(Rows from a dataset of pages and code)
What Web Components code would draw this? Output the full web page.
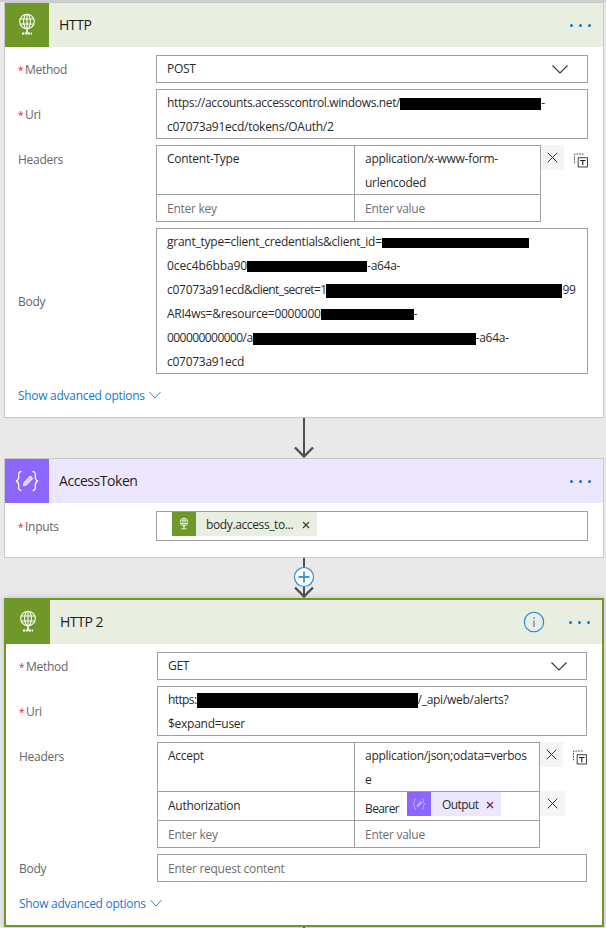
<!DOCTYPE html>
<html><head><meta charset="utf-8">
<style>
html,body{margin:0;padding:0}
body{background:#e9e9e9;width:606px;height:928px;overflow:hidden;box-sizing:border-box;padding:0 2px 0 4px;border-top:2px solid #cfcfcf;font:12px/24px "Open Sans","Noto Sans",sans-serif;letter-spacing:-.27px;color:#2b2b2b}
</style></head><body>
<flow-card kind="http" title="HTTP" first>
  <flow-row label="Method" required><flow-select>POST</flow-select></flow-row>
  <flow-row label="Uri" required><flow-field><span style="letter-spacing:-.36px">https://accounts.accesscontrol.windows.net/</span><black-out w="141" h="12"></black-out>-<br>c07073a91ecd/tokens/OAuth/2</flow-field></flow-row>
  <flow-row label="Headers" top><flow-headers key="199" val="186">
    <flow-cell kind="key" top>Content-Type</flow-cell><flow-cell kind="val" top>application/x-www-form-<br>urlencoded</flow-cell><flow-actions del trash></flow-actions>
    <flow-cell kind="key" ph>Enter key</flow-cell><flow-cell kind="val" ph>Enter value</flow-cell><flow-actions></flow-actions>
  </flow-headers></flow-row>
  <flow-row label="Body"><flow-field><span style="letter-spacing:-.245px">grant_type=client_credentials&amp;client_id=</span><black-out w="147" h="10"></black-out><br><span style="letter-spacing:-.1px">0cec4b6bba90</span><black-out w="120" h="11"></black-out>-a64a-<br>c07073a91ecd<span style="letter-spacing:-.6px">&amp;client_secret=1</span><black-out w="236" h="14"></black-out>99<br>ARI4ws=&amp;resource=0000000<black-out w="93" h="11"></black-out>-<br><span style="letter-spacing:-.56px">000000000000/a</span><black-out w="223" h="12"></black-out>-a64a-<br>c07073a91ecd</flow-field></flow-row>
  <flow-more></flow-more>
</flow-card>
<flow-link></flow-link>
<flow-card kind="var" title="AccessToken">
  <flow-row label="Inputs" required><flow-inputs><flow-chip kind="http" wide>body.access_to...</flow-chip></flow-inputs></flow-row>
</flow-card>
<flow-link plus></flow-link>
<flow-card kind="http" title="HTTP 2" selected info>
  <flow-row label="Method" required><flow-select>GET</flow-select></flow-row>
  <flow-row label="Uri" required><flow-field><span style="letter-spacing:-.6px">https:</span><black-out w="221" h="15"></black-out>/_api/web/alerts?<br>$expand=user</flow-field></flow-row>
  <flow-row label="Headers" top><flow-headers key="198" val="185">
    <flow-cell kind="key" top>Accept</flow-cell><flow-cell kind="val" top>application/json;odata=verbos<br>e</flow-cell><flow-actions del trash></flow-actions>
    <flow-cell kind="key" tall>Authorization</flow-cell><flow-cell kind="val" tall flush><flow-bearer>Bearer</flow-bearer><flow-chip kind="var">Output</flow-chip></flow-cell><flow-actions del up></flow-actions>
    <flow-cell kind="key" ph>Enter key</flow-cell><flow-cell kind="val" ph>Enter value</flow-cell><flow-actions></flow-actions>
  </flow-headers></flow-row>
  <flow-row label="Body"><flow-field single ph>Enter request content</flow-field></flow-row>
  <flow-more></flow-more>
</flow-card>
<flow-stub></flow-stub>
<script>
const globe=`<svg viewBox="0 0 44 44" width="100%" height="100%" fill="none" stroke="#fff" stroke-width="1.1"><circle cx="22" cy="18.5" r="7.3"/><ellipse cx="22" cy="18.5" rx="3.4" ry="7.3"/><path d="M22 11.2v14.6M15.2 16h13.6M15.2 21h13.6"/><path d="M22 26v5" stroke-width="1.6"/><path d="M17 30.6h10" stroke-width="2" stroke-dasharray="2.2 .7"/></svg>`;
const braces=`<svg viewBox="0 0 44 44" width="100%" height="100%" fill="none" stroke="#fff" stroke-width="1.3"><path d="M16.5 12.5c-3.4 0-2.8 2.6-2.8 5 0 2.600-.6 4-2.700 4.500 2.100.5 2.700 1.900 2.700 4.500 0 2.400-.6 5 2.800 5"/><path d="M27.500 12.500c3.400 0 2.800 2.600 2.800 5 0 2.600.6 4 2.700 4.500-2.100.5-2.700 1.900-2.700 4.500 0 2.400.6 5-2.800 5"/><path d="M18.300 26.800l1-3.500 6-6.300 2.500 2.400-6 6.300z" fill="#d9ccff" stroke-width="1"/></svg>`;
const css=(s)=>`<style>${s}</style>`;
function def(name,render){customElements.define(name,class extends HTMLElement{constructor(){super();this.attachShadow({mode:'open'})}connectedCallback(){this.shadowRoot.innerHTML=render(this)}})}
const nudge='.n{margin:1px 0 -1px}';

def('flow-card',el=>{
  const v=el.getAttribute('kind')==='var';
  const bg=v?'#8c66ff':'#6f9829', tint=v?'#ece7ff':'#e8eee0';
  const info=el.hasAttribute('info')?`<svg class="info" width="22" height="22" viewBox="0 0 22 22"><circle cx="11" cy="11" r="9.7" fill="none" stroke="#1a80d8" stroke-width="1.1"/><rect x="10.200" y="9.500" width="1.500" height="6.500" fill="#7d88cf"/><rect x="10.200" y="6.300" width="1.500" height="1.600" fill="#7d88cf"/></svg>`:'';
  return css(`:host{display:block;width:600px;box-sizing:border-box;background:#fff;border:1px solid #c8c8c8;padding-bottom:${v?'16px':'0'}}
  :host([selected]){border:2px solid #6f9829;box-shadow:0 0 6px rgba(0,0,0,.18)}
  header{display:flex;align-items:center;height:44px;background:${tint}}
  .ic{width:44px;height:44px;background:${bg};flex:none}
  h2{margin:0 0 0 10px;font:inherit;font-size:14px;line-height:44px;letter-spacing:-.45px;color:#1d1d1d;flex:1}
  .info{margin-right:24px;flex:none}
  .dots{display:flex;gap:6px;margin-right:12px}
  .dots i{width:3px;height:3px;background:#0a78d8;border-radius:50%}
  main{display:flex;flex-direction:column;gap:6px;padding:8px 15px 0 13px}`)
  +`<header><div class="ic">${v?braces:globe}</div><h2>${el.getAttribute('title')}</h2>${info}<div class="dots"><i></i><i></i><i></i></div></header><main><slot></slot></main>`;
});
def('flow-row',el=>css(`:host{display:flex;align-items:${el.hasAttribute('top')?'flex-start':'center'}}
  .l{width:138px;flex:none;color:#666;display:flex;align-items:baseline;${el.hasAttribute('top')?'padding-top:2px;':''}}
  .s{color:#e0203a;width:7px;font-size:10px;flex:none}
  .f{flex:1;min-width:0}${nudge}`)
  +`<div class="l n">${el.hasAttribute('required')?'<span class="s">*</span>':''}<span>${el.getAttribute('label')}</span></div><div class="f"><slot></slot></div>`);
def('flow-field',el=>css(`:host{display:block;border:1px solid #a0a0a0;padding:0 10px;line-height:24px;white-space:nowrap;background:#fff}
  :host([single]){line-height:26px}:host([ph]){color:#6f6f6f}${nudge}`)+`<div class="n"><slot></slot></div>`);
def('flow-select',el=>css(`:host{display:flex;align-items:center;justify-content:space-between;border:1px solid #a0a0a0;padding:0 19px 0 10px;height:28px;box-sizing:border-box;line-height:26px}
  svg{display:block}`)+`<div><slot></slot></div><svg width="16" height="9" viewBox="0 0 16 9" fill="none" stroke="#333" stroke-width="1.100"><path d="M.5.5L8 8l7.500-7.500"/></svg>`);
def('flow-inputs',el=>css(`:host{display:flex;align-items:flex-start;border:1px solid #a0a0a0;height:30px;box-sizing:border-box;padding-left:15px}`)+`<slot></slot>`);
def('black-out',el=>css(`:host{display:inline-block;vertical-align:middle;background:#000;width:${el.getAttribute('w')}px;height:${el.getAttribute('h')}px}`));
def('flow-headers',el=>css(`:host{display:grid;grid-template-columns:${el.getAttribute('key')}px ${el.getAttribute('val')}px 47px}`)+`<slot></slot>`);
def('flow-cell',el=>{
  const key=el.getAttribute('kind')==='key';
  return css(`:host{display:block;box-sizing:border-box;border-bottom:1px solid #a0a0a0;border-right:1px solid #a0a0a0;padding:0 10px;line-height:24px;white-space:nowrap;${key?'border-left:1px solid #a0a0a0;':''}}
  :host([top]){border-top:1px solid #a0a0a0;height:50px}
  :host([tall]){height:29px;line-height:26px}
  :host([ph]){height:27px;line-height:26px;color:#6f6f6f}
  .n.f{margin:0;display:flex;align-items:flex-start;gap:8px}${nudge}`)+`<div class="n ${el.hasAttribute('flush')?'f':''}"><slot></slot></div>`;
});
def('flow-bearer',el=>css(`:host{display:block;padding-top:4px;line-height:26px;letter-spacing:-.6px}`)+`<slot></slot>`);
def('flow-actions',el=>{
  const d=el.hasAttribute('del'),t=el.hasAttribute('trash');
  return css(`:host{display:flex;align-items:flex-start;min-width:0}
  .x{width:25px;height:25px;background:#f5f5f5;display:flex;align-items:center;justify-content:center;${el.hasAttribute('up')?'margin-top:-1px;':''}}
  .t{margin:8px 0 0 10px}`)
  +(d?`<div class="x"><svg width="11" height="11" viewBox="0 0 11 11" stroke="#333"><path d="M.7.7l9.600 9.600M10.300.7L.7 10.300"/></svg></div>`:'')
  +(t?`<svg class="t" width="15" height="15" viewBox="0 0 15 15" fill="none"><path d="M.5 10.500V.5h10" stroke="#444" stroke-dasharray="2 1"/><rect x="4.500" y="4.500" width="10" height="10" fill="#fff" stroke="#333"/><path d="M6.500 7.500h6M9.500 7.500v5" stroke="#222" stroke-width="1.200"/></svg>`:'');
});
def('flow-chip',el=>{
  const v=el.getAttribute('kind')==='var';
  return css(`:host{display:inline-flex;align-items:center;height:24px;background:${v?'#ece7ff':'#e8eee0'};color:#2b2b2b;line-height:24px;flex:none}
  .i{width:24px;height:24px;background:${v?'#8c66ff':'#6f9829'};flex:none}
  .i svg{opacity:${v?.65:1}}
  .t{padding-left:${v?11:10}px;letter-spacing:${v?-.6:-.38}px}
  svg.c{margin:1px 7px 0 ${v?8:9}px;flex:none}${nudge}`)
  +`<div class="i">${v?braces:globe}</div><div class="t n"><slot></slot></div><svg class="c" width="8" height="8" viewBox="0 0 8 8" stroke="${v?'#6b1f4a':'#3d3d2a'}" stroke-width="1.200"><path d="M1 1l6 6M7 1L1 7"/></svg>`;
});
def('flow-more',el=>css(`:host{display:flex;align-items:center;color:#1a78c8;height:43px;margin-top:-6px;gap:4px;letter-spacing:-.29px}
  svg{margin-top:-2px}`)+`<span>Show advanced options</span><svg width="12" height="8" viewBox="0 0 12 8" fill="none" stroke="#3a8ad0"><path d="M.5 1l5.500 6 5.500-6"/></svg>`);
def('flow-link',el=>css(`:host{display:block;height:40px;width:600px}svg{display:block;margin:0 auto}`)
  +`<svg width="40" height="40" viewBox="0 0 40 40" fill="none"><path d="M20 0V${el.hasAttribute('plus')?39:38}" stroke="#505050" stroke-width="2"/><path d="M11 29.500l9 9 9-9" stroke="#505050" stroke-width="2.400"/>${el.hasAttribute('plus')?'<circle cx="20" cy="19" r="9.500" fill="#fff" stroke="#2a8ce0" stroke-width="1.200"/><path d="M20 13.500v11M14.500 19h11" stroke="#3a96dd" stroke-width="1.800"/>':''}</svg>`);
def('flow-stub',el=>css(`:host{display:block;width:2px;height:2px;background:#505050;margin-left:299px}`));
</script>
</body></html>
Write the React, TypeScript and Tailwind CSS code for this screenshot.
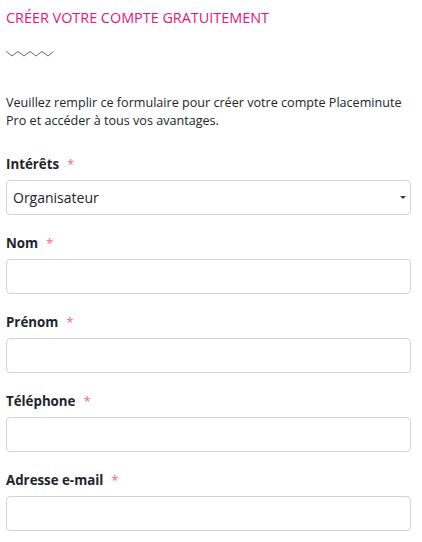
import React from "react";

const fields = ["Nom", "Prénom", "Téléphone", "Adresse e-mail"];

function Label({ text }: { text: string }) {
  return (
    <div className="flex items-center text-[13.3px] font-bold text-[#212529] leading-5 mb-[6px]">
      {text}
      <span className="ml-[8px] text-[#f26b7a] font-normal">*</span>
    </div>
  );
}

export default function App() {
  return (
    <div
      className="min-h-[542px] bg-white pl-[6px] pr-[11px] pt-[8px]"
      style={{ fontFamily: '"Open Sans", "Noto Sans", sans-serif' }}
    >
      <h1 className="text-[14.4px] font-normal text-[#e3157f] leading-5 m-0">CRÉER VOTRE COMPTE GRATUITEMENT</h1>
      <svg width="48" height="8" viewBox="0 0 48 8" className="mt-[22px] block" fill="none" stroke="#555" strokeWidth="0.9">
        <polyline points="0.5,1.5 6,6 12,1.5 18,6 24,1.5 30,6 36,1.5 42,6 47.5,1.5" />
      </svg>
      <p className="mt-[36px] mb-0 text-[12.6px] leading-[18px] text-[#212529]">
        Veuillez remplir ce formulaire pour créer votre compte Placeminute Pro et accéder à tous vos avantages.
      </p>
      <div className="mt-[24px]">
        <Label text="Intérêts" />
        <div className="h-[35px] border border-[#ced4da] rounded-[4px] flex items-center justify-between pl-[6px] pr-[3px] text-[14px] text-[#212529]">
          <span>Organisateur</span>
          <svg width="6" height="4" viewBox="0 0 6 4" className="mr-[1px]"><polygon points="0,0 6,0 3,3" fill="#343a40" /></svg>
        </div>
      </div>
      {fields.map((f) => (
        <div key={f} className="mt-[18px]">
          <Label text={f} />
          <div className="h-[35px] border border-[#ced4da] rounded-[4px] bg-white" />
        </div>
      ))}
    </div>
  );
}
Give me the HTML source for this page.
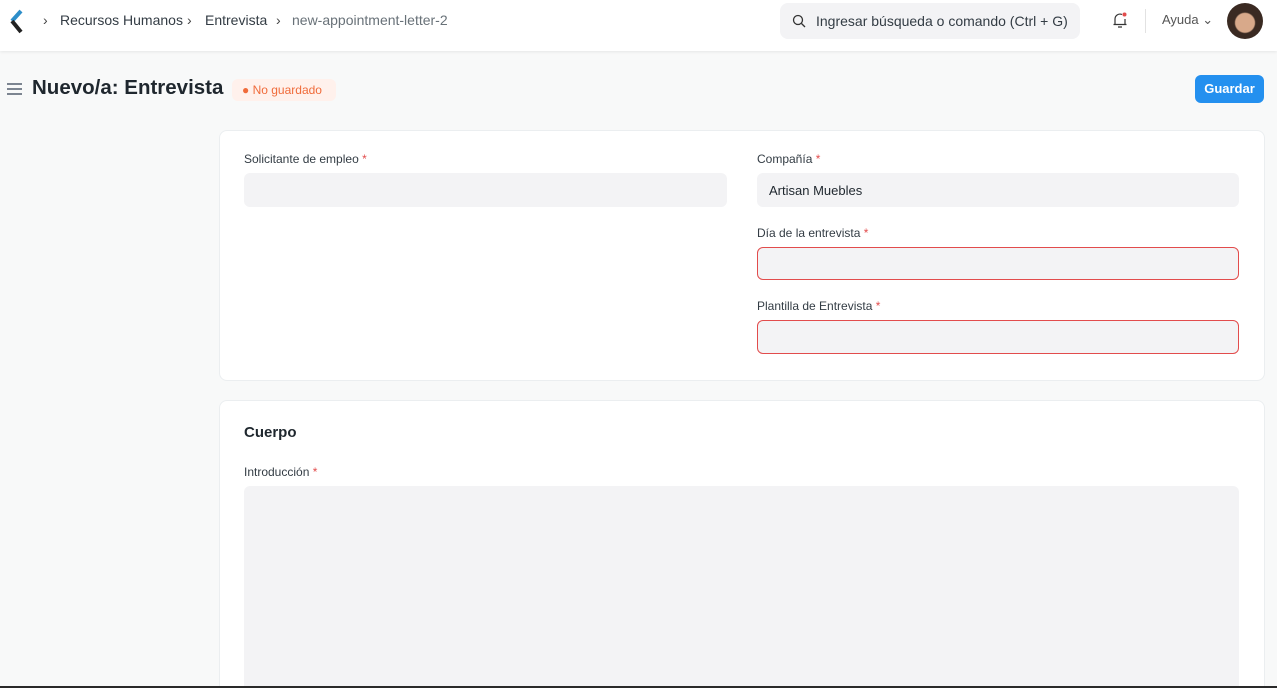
<!DOCTYPE html>
<html style="overflow:hidden;width:1277px;height:688px"><head><meta charset="utf-8"><style>
*{box-sizing:border-box;margin:0;padding:0}
body{width:1277px;height:688px;overflow:hidden;background:#f8f9f9;font-family:"Liberation Sans",sans-serif;color:#1f272e;position:relative}
.nav{position:absolute;left:0;top:0;width:1277px;height:51px;background:#fff;box-shadow:0 1px 3px rgba(0,0,0,.08)}
.crumb{position:absolute;top:12px;font-size:14px;color:#333c44}
.sep{position:absolute;top:12px;font-size:14px;color:#444}
.search{position:absolute;left:780px;top:3px;width:300px;height:36px;background:#f3f3f5;border-radius:8px;font-size:14px;color:#333c44;padding:10px 0 0 36px}
.card{position:absolute;left:219px;width:1046px;background:#fff;border:1px solid #ebeef0;border-radius:8px;overflow:hidden}
.lbl{position:absolute;font-size:12px;color:#333c44}
.lbl b{color:#e24c4c;font-weight:normal}
.inp{position:absolute;height:34px;background:#f3f3f5;border-radius:6px}
.err{border:1px solid #e24c4c}
</style></head><body>
<div class="nav">
<svg style="position:absolute;left:9px;top:9px" width="16" height="26" viewBox="0 0 16 26"><path d="M12 2 L3 12" stroke="#2d8ec9" stroke-width="4" fill="none"/><path d="M3 12 L12 23" stroke="#222" stroke-width="4" fill="none"/></svg>
<span class="sep" style="left:43px">›</span>
<span class="crumb" style="left:60px">Recursos Humanos</span>
<span class="sep" style="left:187px">›</span>
<span class="crumb" style="left:205px">Entrevista</span>
<span class="sep" style="left:276px">›</span>
<span class="crumb" style="left:292px;color:#687178">new-appointment-letter-2</span>
<div class="search"><svg style="position:absolute;left:12px;top:11px" width="14" height="14" viewBox="0 0 14 14"><circle cx="6" cy="6" r="4.5" stroke="#333" stroke-width="1.3" fill="none"/><path d="M9.5 9.5L13 13" stroke="#333" stroke-width="1.3"/></svg>Ingresar búsqueda o comando (Ctrl + G)</div>
<svg style="position:absolute;left:1112px;top:11px" width="16" height="18" viewBox="0 0 16 18"><path d="M3 13 V8 A5 5 0 0 1 10 3.5 M13 8 V13 M1.5 13.5 H14.5 M6 16 H10" stroke="#333" stroke-width="1.2" fill="none"/><circle cx="12.5" cy="3.5" r="2" fill="#e24c4c"/></svg>
<div style="position:absolute;left:1145px;top:9px;width:1px;height:24px;background:#e2e2e2"></div>
<span class="crumb" style="left:1162px;font-size:13px;color:#555">Ayuda ⌄</span>
<div style="position:absolute;left:1227px;top:3px;width:36px;height:36px;border-radius:50%;background:radial-gradient(circle at 50% 55%,#d8a98a 0 35%,#3a2a22 40%)"></div>
</div>
<div style="position:absolute;left:7px;top:83px;width:15px;height:2px;background:#7c8591;box-shadow:0 5px 0 #7c8591,0 10px 0 #7c8591"></div>
<div style="position:absolute;left:32px;top:76px;font-size:20.5px;font-weight:bold">Nuevo/a: Entrevista</div>
<div style="position:absolute;left:232px;top:79px;height:22px;width:104px;background:#fff1ec;border-radius:6px;font-size:12px;color:#f06b3a;padding:4px 0 0 10px">● No guardado</div>
<div style="position:absolute;left:1195px;top:75px;width:69px;height:28px;background:#2490ef;border-radius:6px;color:#fff;font-size:13px;font-weight:bold;text-align:center;line-height:28px">Guardar</div>
<div class="card" style="top:130px;height:251px">
<div class="lbl" style="left:24px;top:21px">Solicitante de empleo <b>*</b></div>
<div class="inp" style="left:24px;top:42px;width:483px"></div>
<div class="lbl" style="left:537px;top:21px">Compañía <b>*</b></div>
<div class="inp" style="left:537px;top:42px;width:482px;font-size:13px;padding:10px 12px">Artisan Muebles</div>
<div class="lbl" style="left:537px;top:95px">Día de la entrevista <b>*</b></div>
<div class="inp err" style="left:537px;top:116px;width:482px;height:33px"></div>
<div class="lbl" style="left:537px;top:168px">Plantilla de Entrevista <b>*</b></div>
<div class="inp err" style="left:537px;top:189px;width:482px;height:34px"></div>
</div>
<div class="card" style="top:400px;height:300px">
<div style="position:absolute;left:24px;top:23px;font-size:15px;font-weight:bold">Cuerpo</div>
<div class="lbl" style="left:24px;top:64px">Introducción <b>*</b></div>
<div class="inp" style="left:24px;top:85px;width:995px;height:220px"></div>
</div>
<div style="position:absolute;left:0;top:686px;width:1277px;height:2px;background:#2a2a2a"></div>
</body></html>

**TASK TO COMPLETE**
Pick each line holding the word "this" out of the listing.

**EXERCISE ANSWER**
What Web Components code would draw this? Output the full web page.
function def(name,render){customElements.define(name,class extends HTMLElement{constructor(){super();this.attachShadow({mode:'open'})}connectedCallback(){this.shadowRoot.innerHTML=render(this)}})}
Write the React, TypeScript and Tailwind CSS code for this screenshot.
Give me the HTML source for this page.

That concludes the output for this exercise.